─── Supplied information

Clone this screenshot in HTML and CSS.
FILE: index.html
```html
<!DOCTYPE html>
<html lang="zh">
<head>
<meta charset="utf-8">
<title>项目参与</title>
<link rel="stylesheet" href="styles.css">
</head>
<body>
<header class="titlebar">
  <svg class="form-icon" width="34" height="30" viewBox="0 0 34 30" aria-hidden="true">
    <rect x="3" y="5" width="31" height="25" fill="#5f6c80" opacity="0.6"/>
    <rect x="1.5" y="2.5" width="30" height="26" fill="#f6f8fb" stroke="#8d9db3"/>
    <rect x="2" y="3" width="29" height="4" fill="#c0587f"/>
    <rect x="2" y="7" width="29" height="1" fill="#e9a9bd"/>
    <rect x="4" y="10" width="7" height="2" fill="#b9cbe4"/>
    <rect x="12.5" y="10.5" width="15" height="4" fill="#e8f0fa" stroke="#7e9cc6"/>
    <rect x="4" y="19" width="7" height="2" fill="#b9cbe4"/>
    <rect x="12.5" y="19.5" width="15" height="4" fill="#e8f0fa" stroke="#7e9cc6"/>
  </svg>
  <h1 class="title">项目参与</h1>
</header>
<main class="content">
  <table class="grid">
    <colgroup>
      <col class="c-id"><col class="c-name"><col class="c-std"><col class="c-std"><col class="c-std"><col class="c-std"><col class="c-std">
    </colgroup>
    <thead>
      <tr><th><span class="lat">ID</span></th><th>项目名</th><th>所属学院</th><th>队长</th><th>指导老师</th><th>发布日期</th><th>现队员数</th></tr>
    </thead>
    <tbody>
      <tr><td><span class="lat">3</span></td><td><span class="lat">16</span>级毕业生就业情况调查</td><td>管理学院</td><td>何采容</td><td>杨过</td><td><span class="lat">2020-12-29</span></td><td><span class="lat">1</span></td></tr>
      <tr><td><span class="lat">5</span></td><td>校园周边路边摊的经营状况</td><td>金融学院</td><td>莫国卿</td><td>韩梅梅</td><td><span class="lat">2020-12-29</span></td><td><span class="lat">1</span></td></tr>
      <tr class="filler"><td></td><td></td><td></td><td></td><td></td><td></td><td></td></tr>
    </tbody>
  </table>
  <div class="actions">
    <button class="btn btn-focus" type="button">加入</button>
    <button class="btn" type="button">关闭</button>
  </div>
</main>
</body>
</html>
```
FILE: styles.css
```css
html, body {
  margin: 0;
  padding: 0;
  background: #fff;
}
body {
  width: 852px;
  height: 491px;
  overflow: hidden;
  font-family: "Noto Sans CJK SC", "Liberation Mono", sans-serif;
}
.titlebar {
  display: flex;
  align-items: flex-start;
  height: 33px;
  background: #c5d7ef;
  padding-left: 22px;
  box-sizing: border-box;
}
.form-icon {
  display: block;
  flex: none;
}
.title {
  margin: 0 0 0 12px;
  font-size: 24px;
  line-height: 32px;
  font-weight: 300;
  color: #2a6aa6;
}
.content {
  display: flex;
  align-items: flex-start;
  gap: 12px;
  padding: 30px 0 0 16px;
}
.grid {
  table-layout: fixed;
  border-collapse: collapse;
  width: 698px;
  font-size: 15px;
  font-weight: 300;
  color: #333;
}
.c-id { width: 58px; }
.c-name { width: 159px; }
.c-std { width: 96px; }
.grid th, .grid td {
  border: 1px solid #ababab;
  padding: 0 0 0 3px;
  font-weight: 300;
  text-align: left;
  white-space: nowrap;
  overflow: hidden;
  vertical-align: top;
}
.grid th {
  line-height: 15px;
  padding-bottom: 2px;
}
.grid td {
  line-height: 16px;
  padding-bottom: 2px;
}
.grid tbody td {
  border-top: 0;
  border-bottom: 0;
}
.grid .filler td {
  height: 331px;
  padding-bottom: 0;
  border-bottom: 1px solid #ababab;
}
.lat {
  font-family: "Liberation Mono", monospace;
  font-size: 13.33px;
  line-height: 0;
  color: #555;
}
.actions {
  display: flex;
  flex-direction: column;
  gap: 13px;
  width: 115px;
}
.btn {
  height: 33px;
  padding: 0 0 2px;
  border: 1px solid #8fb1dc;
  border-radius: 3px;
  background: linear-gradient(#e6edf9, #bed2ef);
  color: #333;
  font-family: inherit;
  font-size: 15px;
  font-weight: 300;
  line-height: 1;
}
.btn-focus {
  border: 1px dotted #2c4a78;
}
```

──────

__Work to be completed__
Your task is to quote all of the data word for word.

__Final answer__
Clone this screenshot in HTML and CSS.
FILE: index.html
```html
<!DOCTYPE html>
<html lang="zh">
<head>
<meta charset="utf-8">
<title>项目参与</title>
<link rel="stylesheet" href="styles.css">
</head>
<body>
<header class="titlebar">
  <svg class="form-icon" width="34" height="30" viewBox="0 0 34 30" aria-hidden="true">
    <rect x="3" y="5" width="31" height="25" fill="#5f6c80" opacity="0.6"/>
    <rect x="1.5" y="2.5" width="30" height="26" fill="#f6f8fb" stroke="#8d9db3"/>
    <rect x="2" y="3" width="29" height="4" fill="#c0587f"/>
    <rect x="2" y="7" width="29" height="1" fill="#e9a9bd"/>
    <rect x="4" y="10" width="7" height="2" fill="#b9cbe4"/>
    <rect x="12.5" y="10.5" width="15" height="4" fill="#e8f0fa" stroke="#7e9cc6"/>
    <rect x="4" y="19" width="7" height="2" fill="#b9cbe4"/>
    <rect x="12.5" y="19.5" width="15" height="4" fill="#e8f0fa" stroke="#7e9cc6"/>
  </svg>
  <h1 class="title">项目参与</h1>
</header>
<main class="content">
  <table class="grid">
    <colgroup>
      <col class="c-id"><col class="c-name"><col class="c-std"><col class="c-std"><col class="c-std"><col class="c-std"><col class="c-std">
    </colgroup>
    <thead>
      <tr><th><span class="lat">ID</span></th><th>项目名</th><th>所属学院</th><th>队长</th><th>指导老师</th><th>发布日期</th><th>现队员数</th></tr>
    </thead>
    <tbody>
      <tr><td><span class="lat">3</span></td><td><span class="lat">16</span>级毕业生就业情况调查</td><td>管理学院</td><td>何采容</td><td>杨过</td><td><span class="lat">2020-12-29</span></td><td><span class="lat">1</span></td></tr>
      <tr><td><span class="lat">5</span></td><td>校园周边路边摊的经营状况</td><td>金融学院</td><td>莫国卿</td><td>韩梅梅</td><td><span class="lat">2020-12-29</span></td><td><span class="lat">1</span></td></tr>
      <tr class="filler"><td></td><td></td><td></td><td></td><td></td><td></td><td></td></tr>
    </tbody>
  </table>
  <div class="actions">
    <button class="btn btn-focus" type="button">加入</button>
    <button class="btn" type="button">关闭</button>
  </div>
</main>
</body>
</html>
```
FILE: styles.css
```css
html, body {
  margin: 0;
  padding: 0;
  background: #fff;
}
body {
  width: 852px;
  height: 491px;
  overflow: hidden;
  font-family: "Noto Sans CJK SC", "Liberation Mono", sans-serif;
}
.titlebar {
  display: flex;
  align-items: flex-start;
  height: 33px;
  background: #c5d7ef;
  padding-left: 22px;
  box-sizing: border-box;
}
.form-icon {
  display: block;
  flex: none;
}
.title {
  margin: 0 0 0 12px;
  font-size: 24px;
  line-height: 32px;
  font-weight: 300;
  color: #2a6aa6;
}
.content {
  display: flex;
  align-items: flex-start;
  gap: 12px;
  padding: 30px 0 0 16px;
}
.grid {
  table-layout: fixed;
  border-collapse: collapse;
  width: 698px;
  font-size: 15px;
  font-weight: 300;
  color: #333;
}
.c-id { width: 58px; }
.c-name { width: 159px; }
.c-std { width: 96px; }
.grid th, .grid td {
  border: 1px solid #ababab;
  padding: 0 0 0 3px;
  font-weight: 300;
  text-align: left;
  white-space: nowrap;
  overflow: hidden;
  vertical-align: top;
}
.grid th {
  line-height: 15px;
  padding-bottom: 2px;
}
.grid td {
  line-height: 16px;
  padding-bottom: 2px;
}
.grid tbody td {
  border-top: 0;
  border-bottom: 0;
}
.grid .filler td {
  height: 331px;
  padding-bottom: 0;
  border-bottom: 1px solid #ababab;
}
.lat {
  font-family: "Liberation Mono", monospace;
  font-size: 13.33px;
  line-height: 0;
  color: #555;
}
.actions {
  display: flex;
  flex-direction: column;
  gap: 13px;
  width: 115px;
}
.btn {
  height: 33px;
  padding: 0 0 2px;
  border: 1px solid #8fb1dc;
  border-radius: 3px;
  background: linear-gradient(#e6edf9, #bed2ef);
  color: #333;
  font-family: inherit;
  font-size: 15px;
  font-weight: 300;
  line-height: 1;
}
.btn-focus {
  border: 1px dotted #2c4a78;
}
```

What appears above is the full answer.